Routine Male Circumcision Should Be Considered in Areas of Africa With High HIV Prevalence, Opinion Piece Says
Routine male circumcision "must be considered" in areas of Africa with high HIV prevalence because the procedure is a "source of hope that could eventually save many lives," columnist Michael Gerson writes in a Washington Post opinion piece (Gerson, Washington Post, 6/1).
According to final data from two NIH-funded studies -- conducted in Uganda and Kenya and published in the Feb. 23 issue of the journal Lancet -- routine male circumcision could reduce a man's risk of HIV infection through heterosexual sex by 65%. In response to the findings, the World Health Organization and UNAIDS in March recommended the procedure as a way to help reduce the spread of HIV (Kaiser Daily HIV/AIDS Report, 5/10).
According to Gerson, there are "obstacles" to expanding male circumcision programs in Africa, including matters of cultural, religious and ethnic identity. However, surveys conducted in Africa "indicate an openness to the procedure among uncircumcised Christians," Gerson writes. There also are "practical obstacles," including a risk of infection from the operation and a lack of equipment and personnel to perform the procedure on an expanded scale, Gerson writes. Similar "arguments were made against the possibility of AIDS treatment" on the continent, Gerson writes, adding that a "concerted American and international commitment proved that pessimism to be unjustified." According to Gerson, the "main problem" is that circumcision is "partially protective" against HIV, which might give some men a "false sense of invulnerability."

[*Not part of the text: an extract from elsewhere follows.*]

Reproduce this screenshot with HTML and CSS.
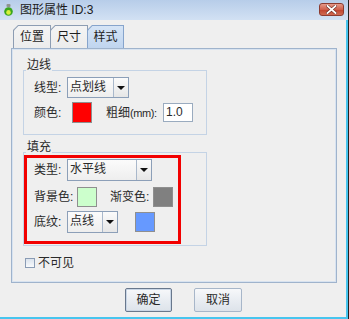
FILE: index.html
```html
<!DOCTYPE html>
<html>
<head>
<meta charset="utf-8">
<link rel="stylesheet" href="styles.css">
</head>
<body>
<div class="window">
  <div class="titlebar">
    <svg class="app-icon" width="9" height="12" viewBox="0 0 9 12">
      <rect x="2.5" y="0" width="4" height="3" rx="1" fill="#8f9490"/>
      <circle cx="4.5" cy="7.5" r="4.3" fill="#3aa61c"/>
      <circle cx="4.5" cy="8.4" r="2.3" fill="#d9f03c"/>
    </svg>
    <span class="title">图形属性 ID:3</span>
    <div class="close">
      <svg width="11" height="9" viewBox="0 0 11 9">
        <path d="M1.5 1 L9.5 8 M9.5 1 L1.5 8" stroke="#6b2a22" stroke-width="3" stroke-linecap="square"/>
        <path d="M1.5 1 L9.5 8 M9.5 1 L1.5 8" stroke="#ffffff" stroke-width="1.8" stroke-linecap="square"/>
      </svg>
    </div>
  </div>
  <div class="client">
    <div class="tabs">
      <div class="tab"><span>位置</span></div>
      <div class="tab"><span>尺寸</span></div>
      <div class="tab active"><span>样式</span></div>
    </div>
    <div class="panel">
      <div class="group g1">
        <span class="group-title">边线</span>
        <div class="row row-combo-a">
          <span class="label w33">线型:</span>
          <div class="combo combo-line"><span class="combo-text">点划线</span><span class="combo-btn"><i class="tri"></i></span></div>
        </div>
        <div class="row row-sw-a">
          <span class="label w38">颜色:</span>
          <div class="sw sw-red"></div>
          <span class="label w57 gap14">粗细<span class="latin">(mm):</span></span>
          <div class="input">1.0</div>
        </div>
      </div>
      <div class="group g2">
        <span class="group-title">填充</span>
        <div class="hl">
          <div class="row row-combo">
            <span class="label w33">类型:</span>
            <div class="combo combo-type"><span class="combo-text">水平线</span><span class="combo-btn"><i class="tri"></i></span></div>
          </div>
          <div class="row row-sw">
            <span class="label w43">背景色:</span>
            <div class="sw sw-green"></div>
            <span class="label w43 gap13">渐变色:</span>
            <div class="sw sw-grey"></div>
          </div>
          <div class="row row-combo-b">
            <span class="label w33">底纹:</span>
            <div class="combo combo-pattern"><span class="combo-text">点线</span><span class="combo-btn"><i class="tri"></i></span></div>
            <div class="sw sw-blue"></div>
          </div>
        </div>
      </div>
      <div class="check-row">
        <span class="box"></span>
        <span class="check-text">不可见</span>
      </div>
    </div>
    <div class="buttons">
      <div class="btn btn-default">确定</div>
      <div class="btn">取消</div>
    </div>
  </div>
</div>
</body>
</html>
```

FILE: styles.css
```css
html, body {
  margin: 0;
  padding: 0;
}
body {
  width: 349px;
  height: 319px;
  overflow: hidden;
  background: #efefef;
  font-family: "Liberation Sans", "Noto Sans CJK SC", sans-serif;
  font-size: 12px;
  color: #2a2a2a;
}
.window {
  width: 349px;
  height: 319px;
  box-sizing: border-box;
  border-right: 1px solid #222222;
  display: flex;
  flex-direction: column;
}
.titlebar {
  height: 20px;
  flex: none;
  display: flex;
  align-items: center;
  padding-left: 4px;
  background: linear-gradient(#b7cde9, #d2e1f3);
}
.app-icon {
  flex: none;
}
.title {
  margin-left: 7px;
  line-height: 14px;
  color: #1a1a1a;
}
.close {
  margin-left: auto;
  margin-right: 4px;
  align-self: flex-start;
  margin-top: 3px;
  width: 25px;
  height: 13px;
  box-sizing: border-box;
  border: 1px solid #8c3b30;
  border-radius: 3px;
  background: linear-gradient(#e59a8a, #d0604c 50%, #c0412c 51%, #cf6a52);
  display: flex;
  align-items: center;
  justify-content: center;
}
.client {
  flex: 1;
  box-sizing: border-box;
  border-right: 2px solid #47c5ee;
  border-bottom: 2px solid #47c5ee;
  padding: 5px 0 0 11px;
  display: flex;
  flex-direction: column;
}
.tabs {
  display: flex;
  margin-left: 2px;
  height: 23px;
}
.tab {
  width: 38px;
  height: 23px;
  margin-right: -1px;
  box-sizing: border-box;
  padding: 1px 1px 0 1px;
  background: #8d9db3;
  clip-path: polygon(5px 0, 100% 0, 100% 100%, 0 100%, 0 5px);
}
.tab span {
  display: block;
  height: 100%;
  background: linear-gradient(#f4f4f4, #ececec);
  clip-path: polygon(4.4px 0, 100% 0, 100% 100%, 0 100%, 0 4.4px);
  text-align: center;
  line-height: 22px;
  color: #1e1e1e;
}
.tab.active {
  width: 37px;
  background: #86a4cc;
}
.tab.active span {
  background: linear-gradient(#d5e4f6, #c0d5ef);
}
.panel {
  width: 326px;
  height: 235px;
  box-sizing: border-box;
  border: 1px solid #9fb3cc;
  box-shadow: inset 0 0 0 1px #d8e3f0;
  padding-left: 11px;
  display: flex;
  flex-direction: column;
  align-items: flex-start;
}
.group {
  position: relative;
  width: 184px;
  box-sizing: border-box;
  border: 1px solid #c4d3e5;
}
.group-title {
  position: absolute;
  top: -13px;
  left: 2px;
  padding: 0 1px;
  line-height: 14px;
  background: #efefef;
}
.g1 {
  margin-top: 21px;
  height: 65px;
  padding: 6px 0 0 10px;
}
.g2 {
  margin-top: 17px;
  height: 94px;
  padding-top: 2px;
}
.hl {
  width: 157px;
  height: 89px;
  box-sizing: border-box;
  border: 3px solid #f20000;
  padding: 1px 0 0 7px;
}
.row {
  display: flex;
  align-items: center;
}
.row-combo-a { height: 21px; }
.row-sw-a { height: 21px; margin-top: 4px; }
.row-combo { height: 22px; }
.row-sw { height: 20px; margin-top: 6px; }
.row-combo-b { height: 22px; margin-top: 4px; }
.label {
  flex: none;
  line-height: 14px;
  white-space: nowrap;
}
.latin {
  font-size: 11px;
  letter-spacing: -0.4px;
}
.w33 { width: 33px; }
.w38 { width: 38px; }
.w43 { width: 43px; }
.w57 { width: 57px; }
.gap14 { margin-left: 14px; }
.gap13 { margin-left: 13px; }
.combo {
  display: flex;
  height: 100%;
  box-sizing: border-box;
  border: 1px solid #8c9fb8;
  background: linear-gradient(#fbfbfb, #eeeeee);
}
.combo-line { width: 62px; }
.combo-type { width: 85px; }
.combo-pattern { width: 51px; }
.combo-text {
  flex: 1;
  padding-left: 2px;
  line-height: 19px;
  white-space: nowrap;
  overflow: hidden;
}
.combo-btn {
  flex: none;
  width: 15px;
  box-sizing: border-box;
  border-left: 1px solid #a9b8cb;
  background: linear-gradient(#fbfbfb, #e6e6e6);
  display: flex;
  align-items: center;
  justify-content: center;
}
.tri {
  display: block;
  width: 0;
  height: 0;
  border-left: 4px solid transparent;
  border-right: 4px solid transparent;
  border-top: 4px solid #111111;
}
.sw {
  flex: none;
  width: 20px;
  height: 20px;
  box-sizing: border-box;
  border: 1px solid #8f8f8f;
}
.row-sw-a .sw { height: 21px; }
.sw-red { background: #ff0000; }
.sw-green { background: #ccffcc; }
.sw-grey { background: #808080; }
.sw-blue { background: #6699ff; margin-left: 17px; }
.input {
  width: 30px;
  height: 19px;
  box-sizing: border-box;
  border: 1px solid #9aabbf;
  background: #ffffff;
  padding-left: 2px;
  line-height: 17px;
}
.check-row {
  display: flex;
  align-items: center;
  margin-top: 10px;
  margin-left: 2px;
}
.box {
  width: 10px;
  height: 10px;
  box-sizing: border-box;
  border: 1px solid #8a9cb5;
  background: linear-gradient(#dbe3ed, #f8fafc);
}
.check-text {
  margin-left: 3px;
  line-height: 14px;
}
.buttons {
  display: flex;
  gap: 22px;
  margin-top: 5px;
  padding-left: 114px;
}
.btn {
  width: 47px;
  height: 24px;
  box-sizing: border-box;
  border: 1px solid #a7b6c9;
  border-radius: 2px;
  background: linear-gradient(#f7f8fa, #e9edf2 50%, #dde3ea);
  text-align: center;
  line-height: 22px;
}
.btn-default {
  border-color: #68778c;
  box-shadow: inset 0 0 0 1px #c9d6e6;
}
.btn + .btn { width: 48px; }
```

According to Gerson, "health education will be required," African governments will have to consider both routine infant and adult circumcision, and international donors and European governments must "aggressively support" circumcision programs in Africa and provide new resources. Gerson writes that the benefits of circumcision to men are "increasingly undeniable" and a "matter of moral urgency." He concludes, "When it comes to AIDS, circumcision is the kindest cut" (Washington Post, 6/1).